Constructing a new evaluation
From there, the researchers constructed a new evaluation with more data that address natural climate variability. With this new evaluation, the deep-learning model performed slightly better than LPS for local precipitation, but LPS was still more accurate for temperature predictions.
“It is important to use the modeling tool that is right for the problem, but in order to do that you also have to set up the problem the right way in the first place,” Selin says.
Based on these results, the researchers incorporated LPS into a climate emulation platform to predict local temperature changes in different emission scenarios.
“We are not advocating that LPS should always be the goal. It still has limitations. For instance, LPS doesn’t predict variability or extreme weather events,” Ferrari adds.
Rather, they hope their results emphasize the need to develop better benchmarking techniques, which could provide a fuller picture of which climate emulation technique is best suited for a particular situation.

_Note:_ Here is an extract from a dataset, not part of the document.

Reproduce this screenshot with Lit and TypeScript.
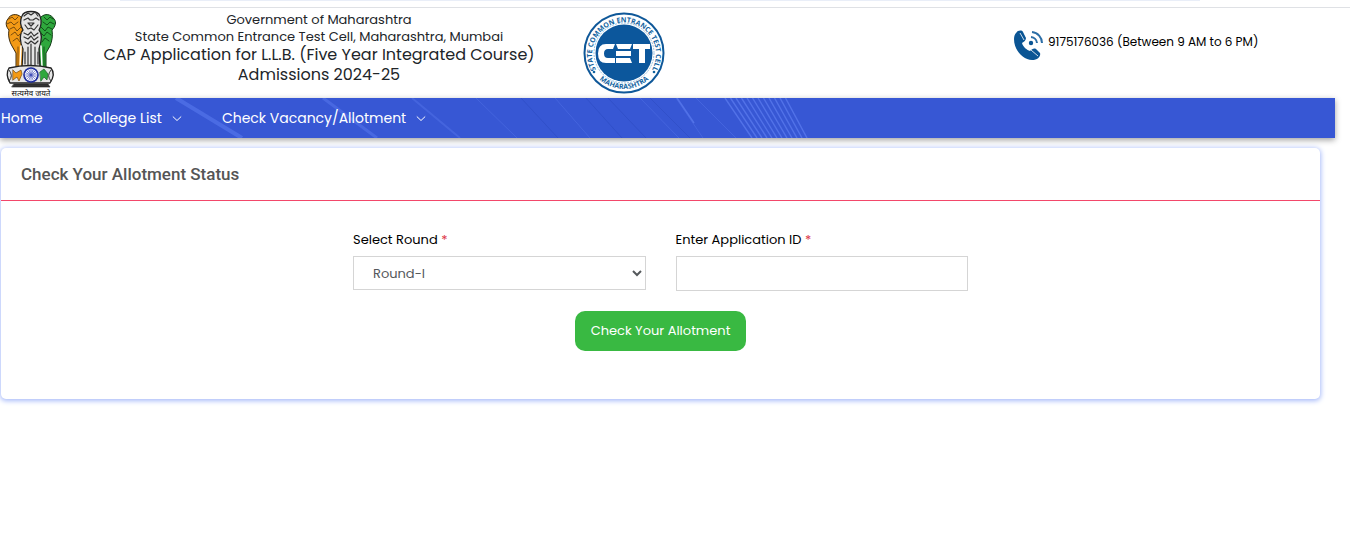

“With an improved climate emulation benchmark, we could use more complex machine-learning methods to explore problems that are currently very hard to address, like the impacts of aerosols or estimations of extreme precipitation,” Lütjens says.
Ultimately, more accurate benchmarking techniques will help ensure policymakers are making decisions based on the best available information.
The researchers hope others build on their analysis, perhaps by studying additional improvements to climate emulation methods and benchmarks. Such research could explore impact-oriented metrics like drought indicators and wildfire risks, or new variables like regional wind speeds.
This research is funded, in part, by Schmidt Sciences, LLC, and is part of the MIT Climate Grand Challenges team for “Bringing Computation to the Climate Challenge.”